Filter the lines below, copying only those with the string "this".

(Interface markup and scripts)
▬▬▬▬▬▬▬▬▬▬

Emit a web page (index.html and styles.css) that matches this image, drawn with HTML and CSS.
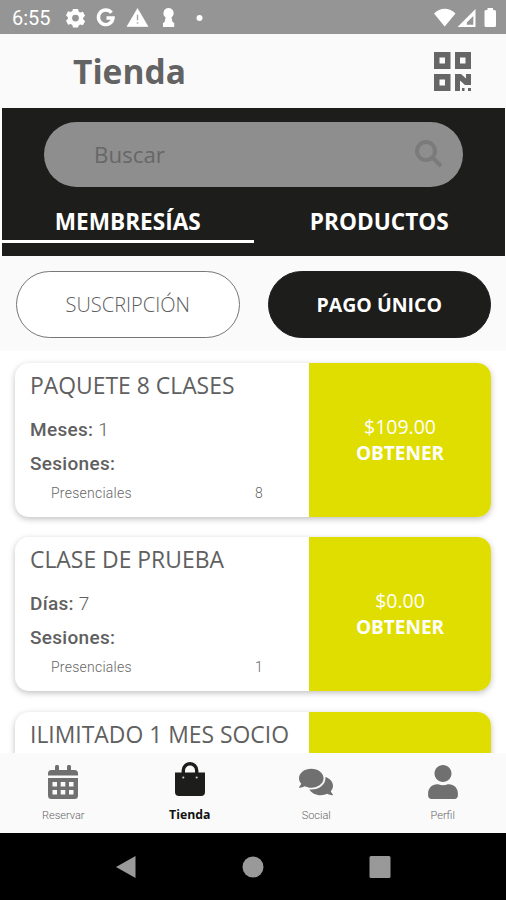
FILE: index.html
```html
<!DOCTYPE html>
<html lang="es">
<head>
  <meta charset="UTF-8" />
  <meta name="viewport" content="width=device-width, initial-scale=1.0" />
  <title>Tienda</title>
  <link rel="stylesheet" href="styles.css">
</head>
<body>
  <div class="status-bar">
    <span class="clock">6:55</span>
    <svg class="status-left" viewBox="0 0 140 20">
      <path fill-rule="evenodd" d="M7 1h5l.7 2.6 1.6.9 2.6-.8 2.2 4-2 2v1.6l2 2-2.2 4-2.6-.8-1.6.9L12 19.500H7l-.7-2.600-1.600-.9-2.600.8-2.100-4 1.900-2V9.200L0 7.200l2.100-4 2.600.8 1.600-.9zM9.500 6.700a3.400 3.400 0 1 0 0 6.800 3.400 3.400 0 0 0 0-6.800z"/>
      <path class="g-mark" d="M45.500 4.800A7.300 7.300 0 1 0 47 10h-6.500"/>
      <path fill-rule="evenodd" d="M71.500 0.500 82 18.500H61zM70.700 6.500v6h1.700v-6zm0 7.500v2h1.700v-2z" stroke="#fff" stroke-width=".6"/>
      <path d="M102.500 0a5.200 5.200 0 0 1 3 9.400l1 4.600 1.700 1v4H97v-4l1.600-1 1-4.600A5.200 5.200 0 0 1 102.500 0z"/>
      <circle cx="133.500" cy="10" r="3"/>
    </svg>
    <svg class="status-right" viewBox="0 0 63 20">
      <path d="M0 5.500C6-1 15.500-1 21.500 5.500L10.700 18.500z"/>
      <path fill-rule="evenodd" d="M41.500 1v18h-18zM39.300 8v8.800h-6.500v-2.300z"/>
      <rect x="50.500" y="2" width="11.500" height="17" rx="1.500"/>
      <rect x="53.500" y="0" width="5.500" height="4"/>
    </svg>
  </div>

  <header class="header">
    <h1 class="title">Tienda</h1>
    <svg class="qr" viewBox="0 0 37 39">
      <path fill-rule="evenodd" d="M0 0h16.500v17H0zM5.500 5.500v6h5.500v-6zM21 0h16v17H21zM26 5.500v6h5.500v-6zM0 22h16.500v17H0zM5.500 27.500v6h5.500v-6z"/>
      <path d="M21 22h6l5 4.500V22h5v11h-6l-5-4.500V39h-5zM28 36h2.500v3H28zM34 36h3v3h-3z"/>
    </svg>
  </header>

  <!-- search + tabs -->
  <section class="top-panel">
    <div class="search">
      <span>Buscar</span>
      <svg class="search-icon" viewBox="0 0 28 28">
        <circle cx="11" cy="11" r="9"/>
        <path d="M17.500 17.500 26 26"/>
      </svg>
    </div>
    <div class="tabs">
      <div class="tab active">MEMBRESÍAS</div>
      <div class="tab">PRODUCTOS</div>
    </div>
  </section>

  <div class="filters">
    <button class="pill">SUSCRIPCIÓN</button>
    <button class="pill selected">PAGO ÚNICO</button>
  </div>

  <main class="list">
    <article class="card">
      <div class="card-info">
        <h2>PAQUETE 8 CLASES</h2>
        <p class="detail"><b>Meses:</b> 1</p>
        <p class="detail"><b>Sesiones:</b></p>
        <p class="session"><span>Presenciales</span><span>8</span></p>
      </div>
      <div class="card-buy">
        <span>$109.00</span>
        <strong>OBTENER</strong>
      </div>
    </article>

    <article class="card">
      <div class="card-info">
        <h2>CLASE DE PRUEBA</h2>
        <p class="detail"><b>Días:</b> 7</p>
        <p class="detail"><b>Sesiones:</b></p>
        <p class="session"><span>Presenciales</span><span>1</span></p>
      </div>
      <div class="card-buy">
        <span>$0.00</span>
        <strong>OBTENER</strong>
      </div>
    </article>

    <article class="card">
      <div class="card-info">
        <h2>ILIMITADO 1 MES SOCIO</h2>
      </div>
      <div class="card-buy"></div>
    </article>
  </main>

  <nav class="bottom-nav">
    <div class="nav-item">
      <svg class="nav-icon" viewBox="0 0 30 34">
        <path d="M7 6V1.800a1.500 1.500 0 0 1 4 0V5h8V1.800a1.500 1.500 0 0 1 4 0V5h3.500A3.500 3.500 0 0 1 30 8.500v2H0v-2A3.500 3.500 0 0 1 3.500 5H7z"/>
        <path fill-rule="evenodd" d="M0 13h30v17.500a3.500 3.500 0 0 1-3.500 3.500h-23A3.500 3.500 0 0 1 0 30.500zM4.500 17v4.500H9V17zm8.200 0v4.500h4.600V17zm8.300 0v4.500h4.500V17zM4.500 25v4.500H9V25zm8.200 0v4.500h4.600V25zm8.300 0v4.500h4.500V25z"/>
      </svg>
      <span>Reservar</span>
    </div>
    <div class="nav-item current">
      <svg class="nav-icon" viewBox="0 0 30 34">
        <path d="M0 10.500h30V30a4 4 0 0 1-4 4H4a4 4 0 0 1-4-4z"/>
        <path class="handle" d="M8.300 14V8.500a6.700 6.700 0 0 1 13.400 0V14"/>
        <circle class="stud" cx="8.300" cy="15.500" r="1.100"/>
        <circle class="stud" cx="21.700" cy="15.500" r="1.100"/>
      </svg>
      <span>Tienda</span>
    </div>
    <div class="nav-item">
      <svg class="nav-icon chat" viewBox="0 32 576 448">
        <path d="M416 192c0-88.400-93.100-160-208-160S0 103.600 0 192c0 34.300 14.100 65.900 38 92-13.400 30.200-35.500 54.200-35.800 54.500-2.200 2.300-2.800 5.700-1.500 8.700S4.800 352 8 352c36.600 0 66.900-12.300 88.700-25 32.200 15.700 70.300 25 111.300 25 114.900 0 208-71.600 208-160zm122 220c23.900-26 38-57.700 38-92 0-66.900-53.500-124.200-129.300-148.100.9 6.600 1.300 13.300 1.300 20.100 0 105.900-107.700 192-240 192-10.800 0-21.300-.8-31.700-1.900C207.800 439.600 281.800 480 368 480c41 0 79.100-9.200 111.300-25 21.800 12.700 52.100 25 88.700 25 3.200 0 6.100-1.900 7.300-4.800 1.300-2.900.7-6.300-1.500-8.700-.3-.3-22.400-24.200-35.800-54.500z"/>
      </svg>
      <span>Social</span>
    </div>
    <div class="nav-item">
      <svg class="nav-icon" viewBox="0 0 448 512">
        <path d="M224 256c70.700 0 128-57.300 128-128S294.700 0 224 0 96 57.300 96 128s57.300 128 128 128zm89.600 32h-16.700c-22.200 10.200-46.900 16-72.900 16s-50.600-5.800-72.900-16h-16.700C60.200 288 0 348.200 0 422.400V464c0 26.500 21.500 48 48 48h352c26.500 0 48-21.500 48-48v-41.600c0-74.200-60.200-134.400-134.400-134.400z"/>
      </svg>
      <span>Perfil</span>
    </div>
  </nav>

  <div class="system-nav">
    <svg viewBox="0 0 22 24"><path d="M1 12 20.500 1v22z"/></svg>
    <svg viewBox="0 0 22 24"><circle cx="11" cy="12" r="10.500"/></svg>
    <svg viewBox="0 0 22 24"><rect x=".5" y="1" width="21" height="22" rx="1.500"/></svg>
  </div>
</body>
</html>
```
FILE: styles.css
```css
* {
  box-sizing: border-box;
}
body {
  margin: 0;
  width: 506px;
  height: 900px;
  display: flex;
  flex-direction: column;
  overflow: hidden;
  background-color: #fff;
  color: #606060;
  font-family: "Open Sans", "Noto Sans", sans-serif;
}
h1, h2, p {
  margin: 0;
}
svg {
  display: block;
  flex: none;
}

.status-bar {
  flex: none;
  height: 34px;
  display: flex;
  align-items: center;
  padding: 1px 9px 0 12px;
  background-color: #959595;
  color: #fff;
  fill: #fff;
}
.clock {
  width: 54px;
  font-family: Roboto, sans-serif;
  font-size: 20px;
}
.status-left {
  width: 140px;
  height: 20px;
}
.g-mark {
  fill: none;
  stroke: #fff;
  stroke-width: 3.4;
}
.status-right {
  width: 63px;
  height: 20px;
  margin-left: auto;
}

.header {
  flex: none;
  height: 74px;
  display: flex;
  align-items: center;
  justify-content: space-between;
  padding: 0 35px 0 73px;
  background-color: #fafafa;
}
.title {
  font-size: 33.5px;
  line-height: 46px;
  font-weight: 700;
  color: #636363;
}
.qr {
  width: 37px;
  height: 39px;
  fill: #666;
}

.top-panel {
  flex: none;
  height: 148px;
  margin: 0 1px 0 2px;
  padding-top: 14px;
  background-color: #1d1d1b;
}
.search {
  height: 65px;
  margin: 0 42px;
  padding: 0 20px 0 50px;
  display: flex;
  align-items: center;
  justify-content: space-between;
  border-radius: 33px;
  background-color: #8e8e8e;
  color: #676767;
  font-size: 22.3px;
}
.search-icon {
  width: 28px;
  height: 28px;
  margin-bottom: 2px;
  fill: none;
  stroke: #7b7b7b;
  stroke-width: 4;
}
.tabs {
  display: flex;
  margin-top: 13px;
}
.tab {
  flex: 1;
  height: 43px;
  line-height: 43px;
  text-align: center;
  color: #fff;
  font-size: 22.6px;
  font-weight: 700;
}
.tab.active {
  border-bottom: 3px solid #fff;
}

.filters {
  flex: none;
  height: 95px;
  display: flex;
  gap: 28px;
  padding: 15px 15px 13px 16px;
  background-color: #fafafa;
}
.pill {
  flex: 1;
  height: 67px;
  padding: 0;
  border: 1px solid #777;
  border-radius: 34px;
  background-color: #fff;
  color: #606060;
  font-family: inherit;
  font-size: 20px;
  font-weight: 300;
}
.pill.selected {
  border-color: #1d1d1b;
  background-color: #1d1d1b;
  color: #fff;
  font-size: 19.5px;
  font-weight: 700;
}

.list {
  flex: 1;
  min-height: 0;
  overflow: hidden;
  display: flex;
  flex-direction: column;
  gap: 20.5px;
  padding: 11.5px 15px 0;
}
.card {
  flex: none;
  height: 154px;
  display: flex;
  overflow: hidden;
  border-radius: 14px;
  background-color: #fff;
  box-shadow: 0 2px 6px rgba(0, 0, 0, 0.25);
}
.card-info {
  width: 294px;
  padding: 8px 15px 0;
}
.card h2 {
  font-size: 22.9px;
  line-height: 30px;
  font-weight: 400;
  white-space: nowrap;
  margin-bottom: 12px;
}
.detail {
  font-family: Roboto, sans-serif;
  font-size: 19px;
  line-height: 34px;
  font-weight: 300;
  letter-spacing: 0.3px;
}
.detail b {
  font-weight: 500;
}
.session {
  display: flex;
  justify-content: space-between;
  padding: 0 31px 0 21px;
  font-family: Roboto, sans-serif;
  font-size: 14px;
  line-height: 25px;
  font-weight: 300;
  letter-spacing: 0.25px;
  color: #666;
}
.card-buy {
  flex: 1;
  display: flex;
  flex-direction: column;
  align-items: center;
  justify-content: center;
  background-color: #e0dd00;
  color: #fff;
  font-size: 19.5px;
  line-height: 27px;
}
.card-buy strong {
  font-size: 19px;
}

.bottom-nav {
  flex: none;
  height: 80px;
  display: flex;
  background-color: #fafafa;
  fill: #707070;
}
.nav-item {
  flex: 1;
  display: flex;
  flex-direction: column;
  align-items: center;
  gap: 9px;
  padding-top: 12px;
  font-family: Roboto, sans-serif;
  font-size: 11px;
  line-height: 16px;
  font-weight: 300;
  color: #666;
}
.nav-icon {
  width: 30px;
  height: 34px;
}
.nav-icon.chat {
  width: 34px;
}
.nav-item.current {
  padding-top: 9px;
  gap: 11px;
  color: #111;
  fill: #1d1d1b;
  font-family: "Open Sans", "Noto Sans", sans-serif;
  font-size: 12.3px;
  font-weight: 700;
}
.handle {
  fill: none;
  stroke: #1d1d1b;
  stroke-width: 3.4;
}
.stud {
  fill: #ccc;
}

.system-nav {
  flex: none;
  height: 67px;
  display: flex;
  align-items: center;
  justify-content: center;
  gap: 105px;
  background-color: #000;
  fill: #999;
}
.system-nav svg {
  width: 22px;
  height: 24px;
}
```
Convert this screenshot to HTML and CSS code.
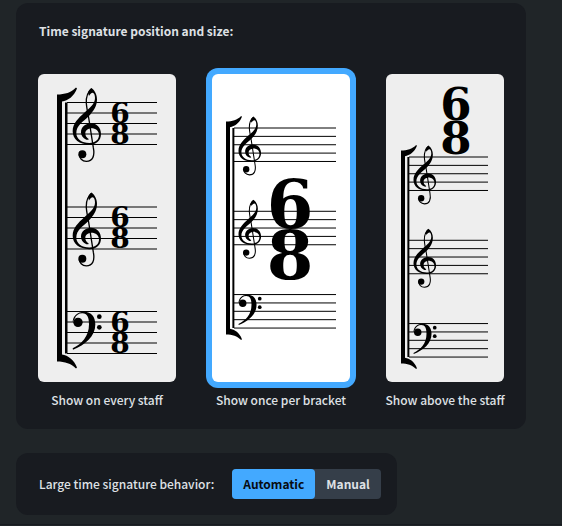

▬▬▬▬▬▬▬▬▬▬

→ WRITTEN SOLUTION:
Emit a web page (index.html and styles.css) that matches this image, drawn with HTML and CSS.
Convert this screenshot to HTML and CSS code.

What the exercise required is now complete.